By Evan M. Vittor, Crimson Staff Writer

When some Harvard students heard about Mel Gibson’s most recent film, they joined the growing controversy surrounding it with heated words in House dining halls or over open e-mail lists. But Gibson’s contentious The Passion of the Christ has inspired Elizabeth A. Goldhirsh, a 25 year-old student at the Divinity School, to put her money where the mouths were, offering $100,000 of her own trust fund as prize money in a new theological essay contest.

Goldhirsh says she decided to start the contest this past spring to bridge religious gaps, funding it with money she inherited from her father, who died last summer from a brain tumor.

“I saw what was happening in the weeks leading up to the release of The Passion of the Christ,” Goldhirsh says. “There were a lot of points of common ground between Judaism and Christianity that I thought people were really ignoring.”

The contest, which seeks essays on topics relating to the parallels between the two religions, offers questions in three general areas—faith and Bible, history, and current events. Goldhirsh founded the contest in conjuction with her new initiative, Reaching Common Ground.

Her father, Bernard Goldhirsh, made his fortune after founding Inc. magazine, which he sold for an estimated $200 million in 2000.

Goldhirsh’s mother also died of cancer five years ago. She says that she has derived much of her inspiration for Reaching Common Ground from the memory of her parents.

“I felt that one of the main lessons that I learned from my father was to follow your passion and one of the main things that I learned from my mother was that in the end love is all that matters,” Goldhirsh says. “I thought that they would have really wanted me to do something in response to all of the debate over The Passion.”

Goldhirsh also says that the death of both of her parents at a relatively young age made her realize the immediacy in ending religious conflict.

“You really see how short life is,” Goldhirsh says. “My mom died when she was 51 and I am 25, so you don’t know much time you have and it is important to bring people together.”

Goldhirsh, who is Jewish, says that while she is not highly observant, she does identify closely with the cultural aspects of the religion.

“In my mind knowing about the heritage is just as important as the religion,” Goldhirsh says.

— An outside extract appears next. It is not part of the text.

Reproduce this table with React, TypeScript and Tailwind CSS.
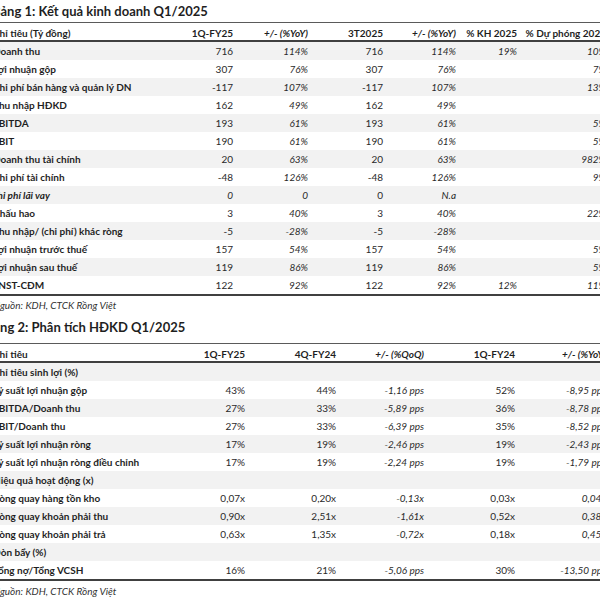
import React from "react";

type Cell = { t: string; i?: boolean };

const font = { fontFamily: "Lato, 'Open Sans', 'Liberation Sans', sans-serif" };

const t1Rows: { label: string; li?: boolean; cells: Cell[] }[] = [
  { label: "Doanh thu", cells: [{ t: "716" }, { t: "114%", i: true }, { t: "716" }, { t: "114%", i: true }, { t: "19%", i: true }, { t: "10%", i: true }] },
  { label: "Lợi nhuận gộp", cells: [{ t: "307" }, { t: "76%", i: true }, { t: "307" }, { t: "76%", i: true }, { t: "" }, { t: "7%", i: true }] },
  { label: "Chi phí bán hàng và quản lý DN", cells: [{ t: "-117" }, { t: "107%", i: true }, { t: "-117" }, { t: "107%", i: true }, { t: "" }, { t: "13%", i: true }] },
  { label: "Thu nhập HĐKD", cells: [{ t: "162" }, { t: "49%", i: true }, { t: "162" }, { t: "49%", i: true }, { t: "" }, { t: "" }] },
  { label: "EBITDA", cells: [{ t: "193" }, { t: "61%", i: true }, { t: "193" }, { t: "61%", i: true }, { t: "" }, { t: "5%", i: true }] },
  { label: "EBIT", cells: [{ t: "190" }, { t: "61%", i: true }, { t: "190" }, { t: "61%", i: true }, { t: "" }, { t: "5%", i: true }] },
  { label: "Doanh thu tài chính", cells: [{ t: "20" }, { t: "63%", i: true }, { t: "20" }, { t: "63%", i: true }, { t: "" }, { t: "982%", i: true }] },
  { label: "Chi phí tài chính", cells: [{ t: "-48" }, { t: "126%", i: true }, { t: "-48" }, { t: "126%", i: true }, { t: "" }, { t: "9%", i: true }] },
  { label: "chi phí lãi vay", li: true, cells: [{ t: "0", i: true }, { t: "0", i: true }, { t: "0" }, { t: "N.a", i: true }, { t: "" }, { t: "" }] },
  { label: "Khấu hao", cells: [{ t: "3" }, { t: "40%", i: true }, { t: "3" }, { t: "40%", i: true }, { t: "" }, { t: "22%", i: true }] },
  { label: "Thu nhập/ (chi phí) khác ròng", cells: [{ t: "-5" }, { t: "-28%", i: true }, { t: "-5" }, { t: "-28%", i: true }, { t: "" }, { t: "" }] },
  { label: "Lợi nhuận trước thuế", cells: [{ t: "157" }, { t: "54%", i: true }, { t: "157" }, { t: "54%", i: true }, { t: "" }, { t: "5%", i: true }] },
  { label: "Lợi nhuận sau thuế", cells: [{ t: "119" }, { t: "86%", i: true }, { t: "119" }, { t: "86%", i: true }, { t: "" }, { t: "5%", i: true }] },
  { label: "LNST-CĐM", cells: [{ t: "122" }, { t: "92%", i: true }, { t: "122" }, { t: "92%", i: true }, { t: "12%", i: true }, { t: "11%", i: true }] },
];

const t2Rows: { label: string; section?: boolean; cells: string[] }[] = [
  { label: "Chỉ tiêu sinh lợi (%)", section: true, cells: [] },
  { label: "Tỷ suất lợi nhuận gộp", cells: ["43%", "44%", "-1,16 pps", "52%", "-8,95 pps"] },
  { label: "EBITDA/Doanh thu", cells: ["27%", "33%", "-5,89 pps", "36%", "-8,78 pps"] },
  { label: "EBIT/Doanh thu", cells: ["27%", "33%", "-6,39 pps", "35%", "-8,52 pps"] },
  { label: "Tỷ suất lợi nhuận ròng", cells: ["17%", "19%", "-2,46 pps", "19%", "-2,43 pps"] },
  { label: "Tỷ suất lợi nhuận ròng điều chỉnh", cells: ["17%", "19%", "-2,24 pps", "19%", "-1,79 pps"] },
  { label: "Hiệu quả hoạt động (x)", section: true, cells: [] },
  { label: "Vòng quay hàng tồn kho", cells: ["0,07x", "0,20x", "-0,13x", "0,03x", "0,04x"] },
  { label: "Vòng quay khoản phải thu", cells: ["0,90x", "2,51x", "-1,61x", "0,52x", "0,38x"] },
  { label: "Vòng quay khoản phải trả", cells: ["0,63x", "1,35x", "-0,72x", "0,18x", "0,45x"] },
  { label: "Đòn bẩy (%)", section: true, cells: [] },
  { label: "Tổng nợ/Tổng VCSH", cells: ["16%", "21%", "-5,06 pps", "30%", "-13,50 pps"] },
];

const g1 = "grid grid-cols-[190px_50px_75px_75px_73px_61px_89px]";
const g2 = "grid grid-cols-[200px_52px_91px_88px_91px_91px]";

export default function App() {
  return (
    <div className="w-[600px] h-[600px] overflow-hidden bg-white text-[#1f1f1f]" style={font}>
      <div className="-ml-[7px] w-[630px]">
        {/* Table 1 */}
        <div className="-ml-[1px] h-[22px] flex items-center text-[13px] font-bold leading-none">
          Bảng 1: Kết quả kinh doanh Q1/2025
        </div>
        <div className="border-t border-[#5a5a5a]">
          <div className={`${g1} h-[19px] items-end pb-[1px] text-[10px] font-bold leading-[12px] border-b-2 border-[#404040]`}>
            <div>Chỉ tiêu (Tỷ đồng)</div>
            <div className="text-right">1Q-FY25</div>
            <div className="text-right italic">+/- (%YoY)</div>
            <div className="text-right">3T2025</div>
            <div className="text-right italic">+/- (%YoY)</div>
            <div className="text-right">% KH 2025</div>
            <div className="text-right whitespace-nowrap">% Dự phóng 2025</div>
          </div>
          {t1Rows.map((r, idx) => (
            <div
              key={r.label}
              className={`${g1} h-[18px] items-center text-[10px] leading-[12px] ${idx % 2 === 0 ? "bg-[#f2f2f2]" : "bg-white"}`}
            >
              <div className={`font-bold ${r.li ? "italic" : ""}`}>{r.label}</div>
              {r.cells.map((c, j) => (
                <div key={j} className={`text-right text-[#2a2a2a] ${c.i ? "italic" : ""}`}>
                  {c.t}
                </div>
              ))}
            </div>
          ))}
          <div className="border-b-2 border-[#404040]" />
        </div>
        <div className="h-[19px] flex items-center text-[10px] italic text-[#333]">Nguồn: KDH, CTCK Rồng Việt</div>

        {/* Table 2 */}
        <div className="-ml-[8px] h-[28px] pb-[3px] flex items-center text-[13px] font-bold leading-none">
          Bảng 2: Phân tích HĐKD Q1/2025
        </div>
        <div className="border-t border-[#5a5a5a]">
          <div className={`${g2} h-[19px] items-end pb-[1px] text-[10px] font-bold leading-[12px] border-b-2 border-[#404040]`}>
            <div>Chỉ tiêu</div>
            <div className="text-right">1Q-FY25</div>
            <div className="text-right">4Q-FY24</div>
            <div className="text-right italic">+/- (%QoQ)</div>
            <div className="text-right">1Q-FY24</div>
            <div className="text-right italic">+/- (%YoY)</div>
          </div>
          {t2Rows.map((r, idx) => (
            <div
              key={r.label}
              className={`${g2} h-[18px] items-center text-[10px] leading-[12px] ${idx % 2 === 0 ? "bg-[#f2f2f2]" : "bg-white"}`}
            >
              <div className="font-bold whitespace-nowrap">{r.label}</div>
              {r.cells.map((c, j) => (
                <div key={j} className={`text-right text-[#2a2a2a] whitespace-nowrap ${j === 2 || j === 4 ? "italic" : ""}`}>
                  {c}
                </div>
              ))}
            </div>
          ))}
          <div className="border-b-2 border-[#404040]" />
        </div>
        <div className="h-[20px] flex items-center text-[10px] italic text-[#333]">Nguồn: KDH, CTCK Rồng Việt</div>
      </div>
    </div>
  );
}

The contest is open to students of all religious backgrounds who are 16 to 22 year of age and legal residents of the United States. The grand prize winner will receive $25,000 in cash prize.

Goldhirsh founded Reaching Common Ground in partnership with The Institute for Christian and Jewish Studies (ICJS), a non-profit organization that focuses on increasing interfaith understanding.

The essays will be judged by experts from the ICJS on their ability to accurately represent multiple points of view, range and depth of knowledge, creativity and literary merit.

The contest, which opened on April 16—just after Easter and Passover—will conclude on July 30 when final submissions are due.

Of the 27 total winners, 12 will be selected as ICJS fellows and will attend a two-day seminar next year.

According to Goldhirsh the response to the contest so far has been excellent.

“We have had a great response,” Goldhirsh says. “I think we have had over 500 essays submitted, and we have had a lot of media attention.”

Goldhirsh says that she hopes to make the contest an annual event, and hopefully expand it to include other religions in the essay topics.

She says that she is currently studying Arabic at Harvard Summer School and hopes to incorporate Islam into the contest next year.

“I know a lot more about Christianity and Judaism than I do about Islam so it will be a learning experience,” Goldhirsh says. “It is definitely going to be a challenge, but it is something I am really excited about.”

Goldhirsh also says that she hopes to expand the scope of Reaching Common Ground as an organization and possibly pursue projects in the Middle East.

“There are so many ways to find common ground even when it seems like there are so many differences,” Goldhirsh says.